_To do_
All the data must come back unchanged, except that pictures are left out.

_Collected data_
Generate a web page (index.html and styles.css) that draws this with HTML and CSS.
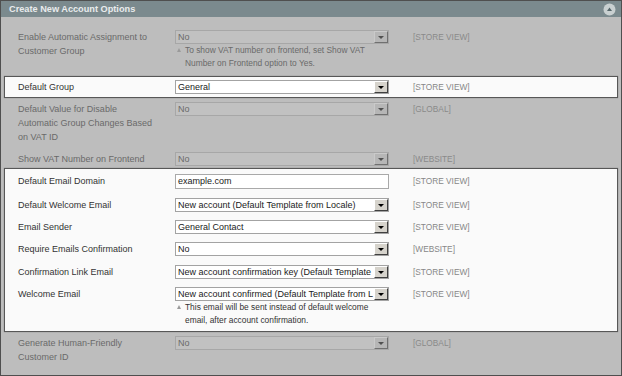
FILE: index.html
```html
<!DOCTYPE html>
<html>
<head>
<meta charset="utf-8">
<link rel="stylesheet" href="styles.css">
</head>
<body>
<div class="panel">
  <div class="head">
    <span class="title">Create New Account Options</span>
    <span class="collapse">
      <svg width="13" height="13" viewBox="0 0 13 13"><circle cx="6.5" cy="6.5" r="6" fill="#c9d0d1"/><path d="M4 8 L6.5 4.5 L9 8 Z" fill="#56666a"/></svg>
    </span>
  </div>
  <div class="body">
    <div class="group dim">
      <div class="row r-a">
        <div class="label">Enable Automatic Assignment to<br>Customer Group</div>
        <div class="value">
          <div class="select"><span class="sel-text">No</span><span class="btn"><i class="tri"></i></span></div>
          <div class="note">To show VAT number on frontend, set Show VAT<br>Number on Frontend option to Yes.</div>
        </div>
        <div class="scope">[STORE VIEW]</div>
      </div>
    </div>
    <div class="group hl g-b">
      <div class="row r-b">
        <div class="label">Default Group</div>
        <div class="value">
          <div class="select"><span class="sel-text">General</span><span class="btn"><i class="tri"></i></span></div>
        </div>
        <div class="scope">[STORE VIEW]</div>
      </div>
    </div>
    <div class="group dim">
      <div class="row r-c">
        <div class="label">Default Value for Disable<br>Automatic Group Changes Based<br>on VAT ID</div>
        <div class="value">
          <div class="select"><span class="sel-text">No</span><span class="btn"><i class="tri"></i></span></div>
        </div>
        <div class="scope">[GLOBAL]</div>
      </div>
      <div class="row r-d">
        <div class="label">Show VAT Number on Frontend</div>
        <div class="value">
          <div class="select"><span class="sel-text">No</span><span class="btn"><i class="tri"></i></span></div>
        </div>
        <div class="scope">[WEBSITE]</div>
      </div>
    </div>
    <div class="group hl g-d">
      <div class="row">
        <div class="label">Default Email Domain</div>
        <div class="value">
          <div class="input">example.com</div>
        </div>
        <div class="scope">[STORE VIEW]</div>
      </div>
      <div class="row extra">
        <div class="label">Default Welcome Email</div>
        <div class="value">
          <div class="select"><span class="sel-text">New account (Default Template from Locale)</span><span class="btn"><i class="tri"></i></span></div>
        </div>
        <div class="scope">[STORE VIEW]</div>
      </div>
      <div class="row">
        <div class="label">Email Sender</div>
        <div class="value">
          <div class="select"><span class="sel-text">General Contact</span><span class="btn"><i class="tri"></i></span></div>
        </div>
        <div class="scope">[STORE VIEW]</div>
      </div>
      <div class="row">
        <div class="label">Require Emails Confirmation</div>
        <div class="value">
          <div class="select"><span class="sel-text">No</span><span class="btn"><i class="tri"></i></span></div>
        </div>
        <div class="scope">[WEBSITE]</div>
      </div>
      <div class="row extra">
        <div class="label">Confirmation Link Email</div>
        <div class="value">
          <div class="select"><span class="sel-text">New account confirmation key (Default Template</span><span class="btn"><i class="tri"></i></span></div>
        </div>
        <div class="scope">[STORE VIEW]</div>
      </div>
      <div class="row">
        <div class="label">Welcome Email</div>
        <div class="value">
          <div class="select"><span class="sel-text">New account confirmed (Default Template from L</span><span class="btn"><i class="tri"></i></span></div>
          <div class="note">This email will be sent instead of default welcome<br>email, after account confirmation.</div>
        </div>
        <div class="scope">[STORE VIEW]</div>
      </div>
    </div>
    <div class="group dim">
      <div class="row r-e">
        <div class="label">Generate Human-Friendly<br>Customer ID</div>
        <div class="value">
          <div class="select"><span class="sel-text">No</span><span class="btn"><i class="tri"></i></span></div>
        </div>
        <div class="scope">[GLOBAL]</div>
      </div>
    </div>
  </div>
</div>
</body>
</html>
```

FILE: styles.css
```css
* { box-sizing: border-box; }
html, body { margin: 0; padding: 0; }
body {
  width: 622px;
  height: 376px;
  overflow: hidden;
  font-family: "Liberation Sans", Arial, sans-serif;
  background: #bdbdbd;
}
.panel {
  width: 622px;
  height: 376px;
  border: 1px solid #4f4f4f;
  background: #bdbdbd;
  overflow: hidden;
}
.head {
  height: 16px;
  background: #7b8a8e;
  display: flex;
  align-items: center;
  justify-content: space-between;
  padding: 0 5px 0 8px;
}
.title {
  color: #e9eced;
  font-weight: bold;
  font-size: 9.2px;
  line-height: 16px;
}
.collapse { display: flex; align-items: center; }
.collapse svg { display: block; }
.body {
  padding: 8px 3px 0 3px;
}
.group {
  border: 1px solid transparent;
}
.group.hl {
  background: #fafafa;
  border-color: #575757;
  box-shadow: 0 0 1px rgba(0,0,0,0.35);
}
.g-b { margin-top: 1px; }
.g-d { padding: 1px 0 0 0; }
.row {
  display: grid;
  grid-template-columns: 157px 214px 24px 1fr;
  padding: 4px 0 4px 13px;
  align-items: start;
}
.row.extra { padding-top: 5px; }
.r-b { padding: 3px 0 3px 13px; }
.r-c { padding: 3px 0 4px 13px; }
.r-d { padding: 4px 0 1px 13px; }
.r-e { padding: 3px 0 4px 13px; }
.label {
  font-size: 9px;
  line-height: 14px;
  color: #6a6a6a;
}
.hl .label { color: #333333; }
.select {
  height: 14px;
  display: flex;
  align-items: stretch;
  border: 1px solid #a7a7a7;
  background: #c1c1c1;
  overflow: hidden;
}
.hl .select {
  border-color: #a3a3a3;
  background: #ffffff;
}
.sel-text {
  flex: 1;
  min-width: 0;
  white-space: nowrap;
  overflow: hidden;
  font-size: 9px;
  line-height: 12px;
  padding-left: 2px;
  color: #6a6a6a;
}
.hl .sel-text { color: #1a1a1a; }
.btn {
  width: 14px;
  flex: none;
  background: #b6b6b6;
  border-top: 1px solid #cacaca;
  border-left: 1px solid #cacaca;
  border-right: 1px solid #707070;
  border-bottom: 1px solid #707070;
  display: flex;
  align-items: center;
  justify-content: center;
}
.hl .btn {
  background: #d6d3cc;
  border-top-color: #ffffff;
  border-left-color: #ffffff;
  border-right-color: #404040;
  border-bottom-color: #404040;
}
.tri {
  width: 0;
  height: 0;
  border-left: 3px solid transparent;
  border-right: 3px solid transparent;
  border-top: 3px solid #505050;
}
.hl .tri { border-top-color: #000000; }
.input {
  height: 15px;
  border: 1px solid #a9a9a9;
  background: #ffffff;
  font-size: 9px;
  line-height: 13px;
  padding-left: 2px;
  color: #1a1a1a;
}
.note {
  position: relative;
  font-size: 8.4px;
  line-height: 13px;
  padding-left: 10px;
  color: #6a6a6a;
}
.hl .note { color: #333333; }
.note::before {
  content: "";
  position: absolute;
  left: 2px;
  top: 4px;
  width: 0;
  height: 0;
  border-left: 2.5px solid transparent;
  border-right: 2.5px solid transparent;
  border-bottom: 4px solid #9a9a9a;
}
.scope {
  grid-column: 4;
  font-size: 8.3px;
  line-height: 14px;
  color: #8a8a8a;
  white-space: nowrap;
}
.hl .scope { color: #878787; }
```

_Task answer_
Generate a web page (index.html and styles.css) that draws this with HTML and CSS.
FILE: index.html
```html
<!DOCTYPE html>
<html>
<head>
<meta charset="utf-8">
<link rel="stylesheet" href="styles.css">
</head>
<body>
<div class="panel">
  <div class="head">
    <span class="title">Create New Account Options</span>
    <span class="collapse">
      <svg width="13" height="13" viewBox="0 0 13 13"><circle cx="6.5" cy="6.5" r="6" fill="#c9d0d1"/><path d="M4 8 L6.5 4.5 L9 8 Z" fill="#56666a"/></svg>
    </span>
  </div>
  <div class="body">
    <div class="group dim">
      <div class="row r-a">
        <div class="label">Enable Automatic Assignment to<br>Customer Group</div>
        <div class="value">
          <div class="select"><span class="sel-text">No</span><span class="btn"><i class="tri"></i></span></div>
          <div class="note">To show VAT number on frontend, set Show VAT<br>Number on Frontend option to Yes.</div>
        </div>
        <div class="scope">[STORE VIEW]</div>
      </div>
    </div>
    <div class="group hl g-b">
      <div class="row r-b">
        <div class="label">Default Group</div>
        <div class="value">
          <div class="select"><span class="sel-text">General</span><span class="btn"><i class="tri"></i></span></div>
        </div>
        <div class="scope">[STORE VIEW]</div>
      </div>
    </div>
    <div class="group dim">
      <div class="row r-c">
        <div class="label">Default Value for Disable<br>Automatic Group Changes Based<br>on VAT ID</div>
        <div class="value">
          <div class="select"><span class="sel-text">No</span><span class="btn"><i class="tri"></i></span></div>
        </div>
        <div class="scope">[GLOBAL]</div>
      </div>
      <div class="row r-d">
        <div class="label">Show VAT Number on Frontend</div>
        <div class="value">
          <div class="select"><span class="sel-text">No</span><span class="btn"><i class="tri"></i></span></div>
        </div>
        <div class="scope">[WEBSITE]</div>
      </div>
    </div>
    <div class="group hl g-d">
      <div class="row">
        <div class="label">Default Email Domain</div>
        <div class="value">
          <div class="input">example.com</div>
        </div>
        <div class="scope">[STORE VIEW]</div>
      </div>
      <div class="row extra">
        <div class="label">Default Welcome Email</div>
        <div class="value">
          <div class="select"><span class="sel-text">New account (Default Template from Locale)</span><span class="btn"><i class="tri"></i></span></div>
        </div>
        <div class="scope">[STORE VIEW]</div>
      </div>
      <div class="row">
        <div class="label">Email Sender</div>
        <div class="value">
          <div class="select"><span class="sel-text">General Contact</span><span class="btn"><i class="tri"></i></span></div>
        </div>
        <div class="scope">[STORE VIEW]</div>
      </div>
      <div class="row">
        <div class="label">Require Emails Confirmation</div>
        <div class="value">
          <div class="select"><span class="sel-text">No</span><span class="btn"><i class="tri"></i></span></div>
        </div>
        <div class="scope">[WEBSITE]</div>
      </div>
      <div class="row extra">
        <div class="label">Confirmation Link Email</div>
        <div class="value">
          <div class="select"><span class="sel-text">New account confirmation key (Default Template</span><span class="btn"><i class="tri"></i></span></div>
        </div>
        <div class="scope">[STORE VIEW]</div>
      </div>
      <div class="row">
        <div class="label">Welcome Email</div>
        <div class="value">
          <div class="select"><span class="sel-text">New account confirmed (Default Template from L</span><span class="btn"><i class="tri"></i></span></div>
          <div class="note">This email will be sent instead of default welcome<br>email, after account confirmation.</div>
        </div>
        <div class="scope">[STORE VIEW]</div>
      </div>
    </div>
    <div class="group dim">
      <div class="row r-e">
        <div class="label">Generate Human-Friendly<br>Customer ID</div>
        <div class="value">
          <div class="select"><span class="sel-text">No</span><span class="btn"><i class="tri"></i></span></div>
        </div>
        <div class="scope">[GLOBAL]</div>
      </div>
    </div>
  </div>
</div>
</body>
</html>
```

FILE: styles.css
```css
* { box-sizing: border-box; }
html, body { margin: 0; padding: 0; }
body {
  width: 622px;
  height: 376px;
  overflow: hidden;
  font-family: "Liberation Sans", Arial, sans-serif;
  background: #bdbdbd;
}
.panel {
  width: 622px;
  height: 376px;
  border: 1px solid #4f4f4f;
  background: #bdbdbd;
  overflow: hidden;
}
.head {
  height: 16px;
  background: #7b8a8e;
  display: flex;
  align-items: center;
  justify-content: space-between;
  padding: 0 5px 0 8px;
}
.title {
  color: #e9eced;
  font-weight: bold;
  font-size: 9.2px;
  line-height: 16px;
}
.collapse { display: flex; align-items: center; }
.collapse svg { display: block; }
.body {
  padding: 8px 3px 0 3px;
}
.group {
  border: 1px solid transparent;
}
.group.hl {
  background: #fafafa;
  border-color: #575757;
  box-shadow: 0 0 1px rgba(0,0,0,0.35);
}
.g-b { margin-top: 1px; }
.g-d { padding: 1px 0 0 0; }
.row {
  display: grid;
  grid-template-columns: 157px 214px 24px 1fr;
  padding: 4px 0 4px 13px;
  align-items: start;
}
.row.extra { padding-top: 5px; }
.r-b { padding: 3px 0 3px 13px; }
.r-c { padding: 3px 0 4px 13px; }
.r-d { padding: 4px 0 1px 13px; }
.r-e { padding: 3px 0 4px 13px; }
.label {
  font-size: 9px;
  line-height: 14px;
  color: #6a6a6a;
}
.hl .label { color: #333333; }
.select {
  height: 14px;
  display: flex;
  align-items: stretch;
  border: 1px solid #a7a7a7;
  background: #c1c1c1;
  overflow: hidden;
}
.hl .select {
  border-color: #a3a3a3;
  background: #ffffff;
}
.sel-text {
  flex: 1;
  min-width: 0;
  white-space: nowrap;
  overflow: hidden;
  font-size: 9px;
  line-height: 12px;
  padding-left: 2px;
  color: #6a6a6a;
}
.hl .sel-text { color: #1a1a1a; }
.btn {
  width: 14px;
  flex: none;
  background: #b6b6b6;
  border-top: 1px solid #cacaca;
  border-left: 1px solid #cacaca;
  border-right: 1px solid #707070;
  border-bottom: 1px solid #707070;
  display: flex;
  align-items: center;
  justify-content: center;
}
.hl .btn {
  background: #d6d3cc;
  border-top-color: #ffffff;
  border-left-color: #ffffff;
  border-right-color: #404040;
  border-bottom-color: #404040;
}
.tri {
  width: 0;
  height: 0;
  border-left: 3px solid transparent;
  border-right: 3px solid transparent;
  border-top: 3px solid #505050;
}
.hl .tri { border-top-color: #000000; }
.input {
  height: 15px;
  border: 1px solid #a9a9a9;
  background: #ffffff;
  font-size: 9px;
  line-height: 13px;
  padding-left: 2px;
  color: #1a1a1a;
}
.note {
  position: relative;
  font-size: 8.4px;
  line-height: 13px;
  padding-left: 10px;
  color: #6a6a6a;
}
.hl .note { color: #333333; }
.note::before {
  content: "";
  position: absolute;
  left: 2px;
  top: 4px;
  width: 0;
  height: 0;
  border-left: 2.5px solid transparent;
  border-right: 2.5px solid transparent;
  border-bottom: 4px solid #9a9a9a;
}
.scope {
  grid-column: 4;
  font-size: 8.3px;
  line-height: 14px;
  color: #8a8a8a;
  white-space: nowrap;
}
.hl .scope { color: #878787; }
```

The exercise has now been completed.